The reason you do not want a L2 vlan across your network is Spanning Tree will shut down ports on you and you definitely do not want to disable spanning tree!
By routing to the towers instead of passing a vlan, you gain reliability and automatic fail-over. This is the whole point of using a routing protocol.

To get DHCP to work across a routed network, use the DHCP helper option to point to the DHCP server for your SM management devices. It is a good practice to have your PTP radios and AP radios with static addressing and the SMs with dynamic addresses. If you assign a local DHCP server to each tower, then have each tower provide a separate address range per tower so you can figure out where things are quickly and for internal management DNS, this allows you to append tower ID to each SM name via an automatic CNAME.
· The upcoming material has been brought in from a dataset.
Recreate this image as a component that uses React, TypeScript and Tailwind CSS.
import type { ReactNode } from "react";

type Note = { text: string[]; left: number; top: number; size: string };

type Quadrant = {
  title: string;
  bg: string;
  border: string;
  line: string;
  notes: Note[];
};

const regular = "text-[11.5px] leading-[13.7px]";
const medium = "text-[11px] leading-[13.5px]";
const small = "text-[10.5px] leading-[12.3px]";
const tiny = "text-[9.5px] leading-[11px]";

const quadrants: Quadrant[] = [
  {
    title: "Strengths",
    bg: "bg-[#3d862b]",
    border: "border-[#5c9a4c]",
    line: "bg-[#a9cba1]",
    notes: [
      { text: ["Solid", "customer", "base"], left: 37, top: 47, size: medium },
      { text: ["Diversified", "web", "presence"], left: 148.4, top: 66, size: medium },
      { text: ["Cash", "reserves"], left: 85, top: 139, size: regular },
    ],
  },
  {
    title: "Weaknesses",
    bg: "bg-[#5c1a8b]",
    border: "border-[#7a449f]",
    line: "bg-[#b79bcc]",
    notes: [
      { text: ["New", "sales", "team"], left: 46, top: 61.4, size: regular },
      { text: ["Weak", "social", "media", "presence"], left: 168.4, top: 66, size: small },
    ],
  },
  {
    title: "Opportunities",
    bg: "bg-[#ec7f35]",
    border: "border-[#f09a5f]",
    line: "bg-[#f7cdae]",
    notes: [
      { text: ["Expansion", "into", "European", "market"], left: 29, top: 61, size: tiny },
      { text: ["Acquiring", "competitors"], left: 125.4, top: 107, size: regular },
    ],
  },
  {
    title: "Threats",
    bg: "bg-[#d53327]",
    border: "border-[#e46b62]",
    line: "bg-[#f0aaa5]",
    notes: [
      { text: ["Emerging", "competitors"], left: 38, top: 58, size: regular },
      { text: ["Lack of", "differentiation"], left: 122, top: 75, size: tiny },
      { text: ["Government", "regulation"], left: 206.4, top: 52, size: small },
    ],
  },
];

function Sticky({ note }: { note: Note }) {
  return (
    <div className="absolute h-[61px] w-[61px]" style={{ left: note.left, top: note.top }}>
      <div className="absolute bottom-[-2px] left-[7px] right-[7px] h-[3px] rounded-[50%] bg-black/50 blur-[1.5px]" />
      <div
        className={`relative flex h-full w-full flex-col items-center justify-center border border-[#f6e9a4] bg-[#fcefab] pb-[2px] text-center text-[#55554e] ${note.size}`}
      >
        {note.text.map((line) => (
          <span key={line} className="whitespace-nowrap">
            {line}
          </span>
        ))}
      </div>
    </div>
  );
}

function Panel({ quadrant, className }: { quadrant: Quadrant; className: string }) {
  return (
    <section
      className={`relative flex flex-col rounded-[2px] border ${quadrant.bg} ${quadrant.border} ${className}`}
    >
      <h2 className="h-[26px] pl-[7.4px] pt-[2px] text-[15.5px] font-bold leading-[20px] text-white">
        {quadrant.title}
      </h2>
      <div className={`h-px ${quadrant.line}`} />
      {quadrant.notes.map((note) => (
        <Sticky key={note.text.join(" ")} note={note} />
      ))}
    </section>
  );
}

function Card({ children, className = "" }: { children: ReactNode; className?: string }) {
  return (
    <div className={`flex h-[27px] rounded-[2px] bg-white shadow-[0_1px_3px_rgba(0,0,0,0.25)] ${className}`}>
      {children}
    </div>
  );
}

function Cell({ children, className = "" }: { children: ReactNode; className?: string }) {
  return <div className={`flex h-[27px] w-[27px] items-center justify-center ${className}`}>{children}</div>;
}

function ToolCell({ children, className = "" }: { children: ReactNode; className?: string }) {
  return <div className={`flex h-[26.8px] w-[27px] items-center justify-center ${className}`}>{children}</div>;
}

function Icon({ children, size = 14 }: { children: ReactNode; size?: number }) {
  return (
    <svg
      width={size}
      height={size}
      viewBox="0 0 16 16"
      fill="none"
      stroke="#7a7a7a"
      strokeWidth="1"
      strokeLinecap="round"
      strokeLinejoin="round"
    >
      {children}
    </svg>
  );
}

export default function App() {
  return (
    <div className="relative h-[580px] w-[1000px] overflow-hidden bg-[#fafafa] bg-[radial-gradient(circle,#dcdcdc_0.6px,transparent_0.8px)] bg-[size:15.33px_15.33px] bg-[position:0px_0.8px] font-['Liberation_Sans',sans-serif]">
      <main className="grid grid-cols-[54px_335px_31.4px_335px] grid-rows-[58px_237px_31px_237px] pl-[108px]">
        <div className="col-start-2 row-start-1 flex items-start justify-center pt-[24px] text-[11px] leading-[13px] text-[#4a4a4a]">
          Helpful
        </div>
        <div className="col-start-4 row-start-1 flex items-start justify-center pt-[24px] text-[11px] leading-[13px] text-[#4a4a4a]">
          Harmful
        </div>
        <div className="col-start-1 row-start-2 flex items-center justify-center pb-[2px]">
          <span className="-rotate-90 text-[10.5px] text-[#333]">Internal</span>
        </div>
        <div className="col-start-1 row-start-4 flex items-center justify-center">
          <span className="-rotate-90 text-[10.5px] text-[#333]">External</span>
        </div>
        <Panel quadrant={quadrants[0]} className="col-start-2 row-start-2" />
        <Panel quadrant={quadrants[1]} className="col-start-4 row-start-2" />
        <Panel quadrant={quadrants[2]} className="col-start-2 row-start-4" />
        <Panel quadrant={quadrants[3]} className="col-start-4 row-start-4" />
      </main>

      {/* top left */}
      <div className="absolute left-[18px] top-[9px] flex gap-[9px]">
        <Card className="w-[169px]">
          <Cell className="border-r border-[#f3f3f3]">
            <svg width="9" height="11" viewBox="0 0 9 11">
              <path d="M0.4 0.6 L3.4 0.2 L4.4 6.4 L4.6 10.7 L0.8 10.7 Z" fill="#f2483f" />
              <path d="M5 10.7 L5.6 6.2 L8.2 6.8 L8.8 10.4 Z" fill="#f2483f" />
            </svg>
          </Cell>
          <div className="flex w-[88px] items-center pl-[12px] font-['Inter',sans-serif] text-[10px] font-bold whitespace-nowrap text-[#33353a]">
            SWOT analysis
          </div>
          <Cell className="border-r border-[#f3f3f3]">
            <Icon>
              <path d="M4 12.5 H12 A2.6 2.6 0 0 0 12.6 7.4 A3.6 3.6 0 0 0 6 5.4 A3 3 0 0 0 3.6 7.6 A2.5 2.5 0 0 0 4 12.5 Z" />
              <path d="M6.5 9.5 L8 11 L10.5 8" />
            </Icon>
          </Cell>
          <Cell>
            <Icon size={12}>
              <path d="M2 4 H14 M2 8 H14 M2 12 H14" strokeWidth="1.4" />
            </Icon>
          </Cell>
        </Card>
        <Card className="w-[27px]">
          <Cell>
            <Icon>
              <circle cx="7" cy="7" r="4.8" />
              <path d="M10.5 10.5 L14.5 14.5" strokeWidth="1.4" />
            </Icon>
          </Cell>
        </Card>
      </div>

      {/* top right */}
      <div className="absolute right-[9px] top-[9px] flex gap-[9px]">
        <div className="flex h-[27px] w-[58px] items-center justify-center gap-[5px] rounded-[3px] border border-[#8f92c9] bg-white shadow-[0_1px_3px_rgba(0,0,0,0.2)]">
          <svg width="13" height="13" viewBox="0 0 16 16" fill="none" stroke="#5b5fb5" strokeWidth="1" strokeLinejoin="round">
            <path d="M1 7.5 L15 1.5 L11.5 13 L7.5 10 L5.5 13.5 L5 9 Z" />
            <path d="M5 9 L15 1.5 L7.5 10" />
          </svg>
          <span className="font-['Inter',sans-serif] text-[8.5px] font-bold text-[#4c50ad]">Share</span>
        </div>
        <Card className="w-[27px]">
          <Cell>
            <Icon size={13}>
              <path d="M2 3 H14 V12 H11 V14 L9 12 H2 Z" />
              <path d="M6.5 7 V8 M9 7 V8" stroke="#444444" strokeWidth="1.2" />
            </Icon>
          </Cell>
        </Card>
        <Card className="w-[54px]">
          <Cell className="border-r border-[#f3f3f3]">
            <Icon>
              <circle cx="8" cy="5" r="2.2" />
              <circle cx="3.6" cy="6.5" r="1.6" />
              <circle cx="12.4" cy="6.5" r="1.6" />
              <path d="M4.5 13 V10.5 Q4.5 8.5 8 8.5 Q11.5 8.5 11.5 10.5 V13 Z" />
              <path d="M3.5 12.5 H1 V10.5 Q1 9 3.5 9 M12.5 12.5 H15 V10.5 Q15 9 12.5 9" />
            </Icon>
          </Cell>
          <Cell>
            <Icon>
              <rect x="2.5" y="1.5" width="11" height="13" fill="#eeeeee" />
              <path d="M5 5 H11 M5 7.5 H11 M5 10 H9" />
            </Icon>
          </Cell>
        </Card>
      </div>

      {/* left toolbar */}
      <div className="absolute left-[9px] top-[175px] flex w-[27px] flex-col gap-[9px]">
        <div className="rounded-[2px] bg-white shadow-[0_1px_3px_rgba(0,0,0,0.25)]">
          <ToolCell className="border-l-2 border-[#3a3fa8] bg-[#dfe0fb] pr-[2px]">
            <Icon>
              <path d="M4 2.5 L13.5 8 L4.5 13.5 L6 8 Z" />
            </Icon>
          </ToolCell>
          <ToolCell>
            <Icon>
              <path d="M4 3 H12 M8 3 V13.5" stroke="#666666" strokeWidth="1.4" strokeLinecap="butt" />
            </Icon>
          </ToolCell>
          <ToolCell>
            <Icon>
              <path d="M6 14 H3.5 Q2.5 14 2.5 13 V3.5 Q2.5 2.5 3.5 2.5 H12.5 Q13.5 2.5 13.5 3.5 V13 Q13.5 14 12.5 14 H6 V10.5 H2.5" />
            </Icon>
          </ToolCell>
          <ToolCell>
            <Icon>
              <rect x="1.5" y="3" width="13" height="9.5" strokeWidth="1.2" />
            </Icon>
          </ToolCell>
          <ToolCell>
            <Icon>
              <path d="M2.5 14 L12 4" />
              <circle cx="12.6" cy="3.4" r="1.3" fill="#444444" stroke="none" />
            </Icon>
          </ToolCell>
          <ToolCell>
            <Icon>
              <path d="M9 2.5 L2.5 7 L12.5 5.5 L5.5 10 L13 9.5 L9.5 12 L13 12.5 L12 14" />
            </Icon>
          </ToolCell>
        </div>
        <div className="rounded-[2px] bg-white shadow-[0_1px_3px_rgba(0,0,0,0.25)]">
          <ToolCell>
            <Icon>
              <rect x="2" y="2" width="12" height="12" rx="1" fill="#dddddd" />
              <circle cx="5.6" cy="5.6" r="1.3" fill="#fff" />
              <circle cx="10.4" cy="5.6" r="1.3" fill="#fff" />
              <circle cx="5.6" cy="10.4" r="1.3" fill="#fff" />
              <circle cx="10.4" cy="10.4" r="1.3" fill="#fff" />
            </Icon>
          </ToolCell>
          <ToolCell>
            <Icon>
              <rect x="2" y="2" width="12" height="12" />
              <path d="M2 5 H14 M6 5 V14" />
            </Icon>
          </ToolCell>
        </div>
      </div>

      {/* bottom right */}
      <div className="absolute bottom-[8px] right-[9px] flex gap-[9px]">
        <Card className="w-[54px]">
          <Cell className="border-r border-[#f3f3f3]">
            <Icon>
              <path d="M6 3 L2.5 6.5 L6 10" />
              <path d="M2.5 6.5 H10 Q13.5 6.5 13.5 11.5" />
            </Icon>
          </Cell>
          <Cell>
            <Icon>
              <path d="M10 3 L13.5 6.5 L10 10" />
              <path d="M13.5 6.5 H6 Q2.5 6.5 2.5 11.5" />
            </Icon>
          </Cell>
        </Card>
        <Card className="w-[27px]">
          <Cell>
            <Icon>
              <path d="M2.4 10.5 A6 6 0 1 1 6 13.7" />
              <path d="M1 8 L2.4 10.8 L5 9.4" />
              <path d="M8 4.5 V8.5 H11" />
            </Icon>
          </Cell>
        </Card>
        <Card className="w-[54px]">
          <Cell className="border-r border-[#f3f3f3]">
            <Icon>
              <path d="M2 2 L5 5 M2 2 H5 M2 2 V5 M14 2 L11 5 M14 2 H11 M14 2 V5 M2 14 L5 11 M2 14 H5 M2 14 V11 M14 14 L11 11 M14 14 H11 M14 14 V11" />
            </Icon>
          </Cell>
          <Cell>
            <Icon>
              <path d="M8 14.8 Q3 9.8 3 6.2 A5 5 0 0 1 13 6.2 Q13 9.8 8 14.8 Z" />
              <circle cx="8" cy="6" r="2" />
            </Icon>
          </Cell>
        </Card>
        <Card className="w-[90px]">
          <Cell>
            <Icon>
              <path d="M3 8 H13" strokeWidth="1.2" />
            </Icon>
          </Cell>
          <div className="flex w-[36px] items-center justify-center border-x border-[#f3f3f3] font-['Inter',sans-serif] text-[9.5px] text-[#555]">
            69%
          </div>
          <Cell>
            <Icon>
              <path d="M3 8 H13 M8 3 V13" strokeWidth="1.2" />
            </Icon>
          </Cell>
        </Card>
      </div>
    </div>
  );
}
I am not a Mikrotik or Juniper guy, I am a Cisco and Linux guy (I also dont do the OSPF thing, Is-Is is our flavor but that is a choice we made). The concepts are the same but how they get implemented is different. StubArea51 (google it) has a lot of information regarding this and they are Mikrotik guys!
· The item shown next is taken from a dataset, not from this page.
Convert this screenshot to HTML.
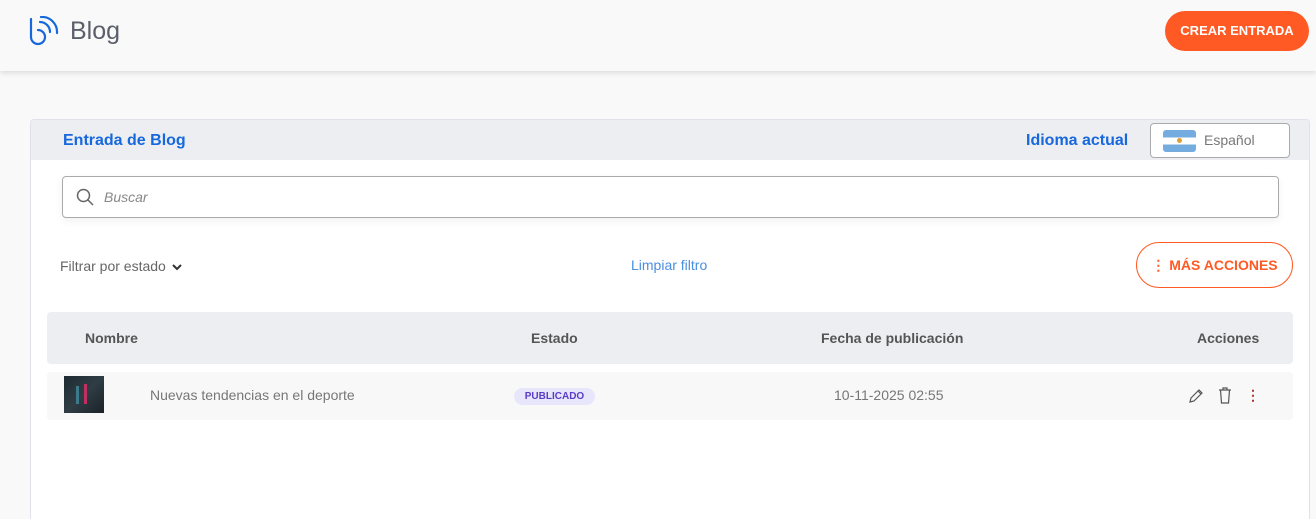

Last thing, I know your just bench testing (labing) the configs and getting it ready, but you should use the CGN IP range instead of RFC1918 addresses. The difference is that CGN range is routable without doing anything and it does not have problems with NAT and client networks. Just remember to add an ACL to your gateways and block it in BGP (if your using BPG) so you dont advertise these shared addresses.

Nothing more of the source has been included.